Daisey takes responsibility for his actions--well because it was brought to his attention and his wife would not continue on, on the same path. Jean-Michele, Daisey's wife, is also his longtime director and collaborator. The stunning revelation for both Daisey and the audience is that he realizes he spent years "using" his wife and when she finally confronts him about where their dynamic has ended up, she talks of it in terms of her erasure. His overbearing presence in their relationship and her life has somehow distorted her sense of self. She could not be who she was with him taking up that space. They now live apart--married, but enjoying dating each other.

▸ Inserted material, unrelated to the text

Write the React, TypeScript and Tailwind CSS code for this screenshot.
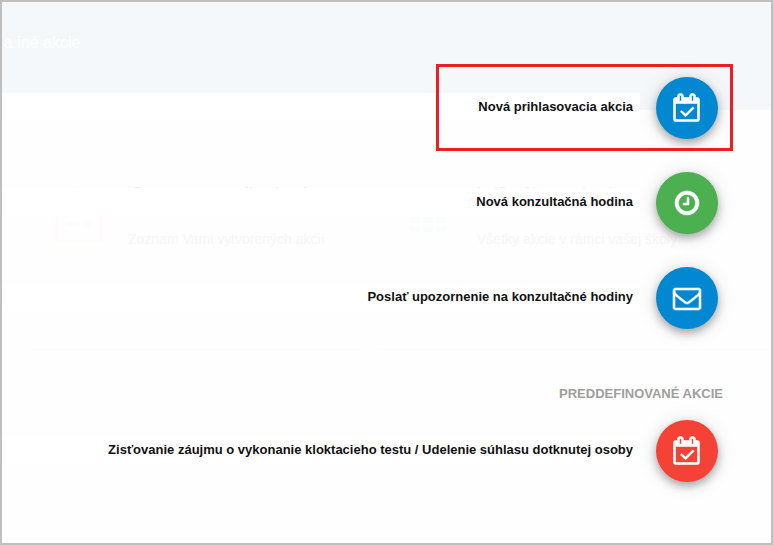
import React from 'react'

type IconName = 'calendar' | 'clock' | 'envelope'
type IconProps = { name: IconName }

const iconPaths: Record<IconName, string> = {
  calendar:
    'M1303 964l-512 512q-10 9-23 9t-23-9l-288-288q-9-10-9-23t9-22l46-46q9-9 22-9t23 9l220 220 444-444q10-9 23-9t22 9l46 46q9 9 9 22t-9 23zm-1175 700h1408v-1024h-1408v1024zm384-1216v-288q0-14-9-23t-23-9h-64q-14 0-23 9t-9 23v288q0 14 9 23t23 9h64q14 0 23-9t9-23zm768 0v-288q0-14-9-23t-23-9h-64q-14 0-23 9t-9 23v288q0 14 9 23t23 9h64q14 0 23-9t9-23zm384-64v1280q0 52-38 90t-90 38h-1408q-52 0-90-38t-38-90v-1280q0-52 38-90t90-38h128v-96q0-66 47-113t113-47h64q66 0 113 47t47 113v96h384v-96q0-66 47-113t113-47h64q66 0 113 47t47 113v96h128q52 0 90 38t38 90z',
  clock:
    'M1024 544v448q0 14-9 23t-23 9h-320q-14 0-23-9t-9-23v-64q0-14 9-23t23-9h224v-352q0-14 9-23t23-9h64q14 0 23 9t9 23zm416 352q0-148-73-273t-198-198-273-73-273 73-198 198-73 273 73 273 198 198 273 73 273-73 198-198 73-273zm224 0q0 209-103 385.500t-279.500 279.500-385.500 103-385.500-103-279.500-279.500-103-385.500 103-385.500 279.500-279.500 385.500-103 385.500 103 279.500 279.500 103 385.500z',
  envelope:
    'M1664 1504v-768q-32 36-69 66-268 206-426 338-51 43-83 67t-86.500 48.500-102.500 24.500h-2q-48 0-102.500-24.500t-86.500-48.500-83-67q-158-132-426-338-37-30-69-66v768q0 13 9.500 22.500t22.500 9.500h1472q13 0 22.500-9.500t9.500-22.500zm0-1051v-24.500l-.5-13-3-12.500-5.500-9-9-7.500-14-2.500h-1472q-13 0-22.500 9.500t-9.500 22.500q0 168 147 284 193 152 401 317 6 5 35 29.500t46 37.500 44.500 31.500 50.500 27.500 43 9h2q20 0 43-9t50.500-27.500 44.500-31.500 46-37.500 35-29.500q208-165 401-317 54-43 100.500-115.500t46.500-131.500zm128-37v1088q0 66-47 113t-113 47h-1472q-66 0-113-47t-47-113v-1088q0-66 47-113t113-47h1472q66 0 113 47t47 113z',
}

const iconBoxes: Record<IconName, string> = {
  calendar: '-32 32 1792 1792',
  clock: '0 0 1792 1792',
  envelope: '0 0 1792 1792',
}

const Icon: React.FC<IconProps> = ({ name }) => (
  <svg
    className="h-7 w-7 overflow-visible"
    viewBox={iconBoxes[name]}
    fill="currentColor"
    stroke="currentColor"
    strokeWidth="36"
    aria-hidden="true"
  >
    <path d={iconPaths[name]} />
  </svg>
)

interface ActionProps {
  label: string
  icon: IconName
  color: string
}

const Action: React.FC<ActionProps> = ({ label, icon, color }) => (
  <button type="button" className="flex w-full cursor-pointer items-center gap-4 pr-[53px] text-right">
    <span className="mb-0.5 flex-1 bg-white pr-[7px] text-[13px] leading-7 font-bold text-[#111]">{label}</span>
    <span
      className={`flex h-[62px] w-[62px] shrink-0 items-center justify-center rounded-full text-white shadow-[0_4px_8px_rgba(0,0,0,0.3),0_2px_20px_rgba(0,0,0,0.12)] ${color}`}
    >
      <Icon name={icon} />
    </span>
  </button>
)

const App: React.FC = () => {
  return (
    <div className="relative min-h-screen overflow-hidden border-2 border-[#bfbfbf] bg-[#fefefe] font-['Liberation_Sans',Arial,sans-serif]">
      {/* Faded page under the menu */}
      <div className="absolute inset-0">
        <div className="h-[108px] bg-[#f4f8fb] pt-7 pl-0.5 text-base leading-[26px] text-white">a iné akcie</div>
        <div className="ml-[29px] grid grid-cols-[328px_1fr] gap-[21px] text-sm text-[#f7f7f7]">
          <section className="flex h-[240px] gap-[25px] border-b border-[#fbfbfb] pt-[76px] pl-6">
            <svg className="h-[58px] w-12" viewBox="0 0 48 58" fill="none" stroke="#fdfcf9" strokeWidth="3" aria-hidden="true">
              <path d="M2 6h14l7-4 7 4h16v49H2zM12 38h12m6-3 5 6m0-6-5 6" />
            </svg>
            <div>
              <svg className="h-[3px] w-[180px]" viewBox="0 0 180 3" fill="#eeeeee" aria-hidden="true">
                <path d="M4 3q5-4 11 0zM117 1h3v2h-3zM122 1h2v2h-2zM148 1h2v2h-2zM176 1h2v2h-2z" />
              </svg>
              <p className="pt-10 leading-5">Zoznam Vami vytvorených akcií</p>
            </div>
          </section>
          <section className="flex h-[240px] gap-[25px] border-b border-[#fbfbfb] pt-[76px] pl-6">
            <svg className="h-[58px] w-12" viewBox="0 0 48 58" fill="#fafcfd" aria-hidden="true">
              <path d="M6 31h10v6H6zm13 0h10v6H19zm13 0h10v6H32zM6 40h10v6H6zm13 0h10v6H19zm13 0h10v6H32z" />
            </svg>
            <div>
              <svg className="h-[3px] w-[180px]" viewBox="0 0 180 3" fill="#f2f2f2" aria-hidden="true">
                <path d="M1 1h2v2H1zM18 1h2v2h-2zM23 1h5v2h-5zM49 1h3v2h-3zM56 1h2v2h-2zM106 1h2v2h-2zM132 1h2v2h-2z" />
              </svg>
              <p className="pt-10 leading-5">Všetky akcie v rámci vašej školy</p>
            </div>
          </section>
        </div>
      </div>

      <nav className="relative flex flex-col gap-[33px] pt-[75px]" aria-label="Akcie">
        <Action label="Nová prihlasovacia akcia" icon="calendar" color="bg-[#0288d1]" />
        <Action label="Nová konzultačná hodina" icon="clock" color="bg-[#4caf50]" />
        <Action label="Poslať upozornenie na konzultačné hodiny" icon="envelope" color="bg-[#0288d1]" />
        <div className="flex flex-col gap-4 pt-[22px]">
          <h2 className="pr-12 text-right text-[13px] leading-5 font-bold text-[#9e9e9e]">PREDDEFINOVANÉ AKCIE</h2>
          <Action
            label="Zisťovanie záujmu o vykonanie kloktacieho testu / Udelenie súhlasu dotknutej osoby"
            icon="calendar"
            color="bg-[#f44336]"
          />
        </div>
        {/* Highlight over the first action */}
        <div className="pointer-events-none absolute top-[62px] right-[38px] h-[87px] w-[297px] border-3 border-[#ee1c25]" />
      </nav>
    </div>
  )
}

export default App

Oddly I came away thinking that Daisey was again using his wife--her story--to achieve his own. And I say it without malice. It may be the storyteller's job to take from others to build the story but as much as Daisey was present in this story, it also felt like he was not opening up enough. More about his wife was revealed and even though he talked about himself quite a bit it didn't feel like the sharing was on an equal plane. But then again maybe there is nothing quite like that sexist erasure that women experience, for men. Perhaps nothing he could share could have the same impact as that. Or maybe that is why the conversation often gets shutdown because we leap to the "you'll never understand my pain" place.
I'm open to hearing more of the conversation.
*He tweeted after that he felt like the room was not "safe" and this held him back. I wonder if this is the part he was holding back on.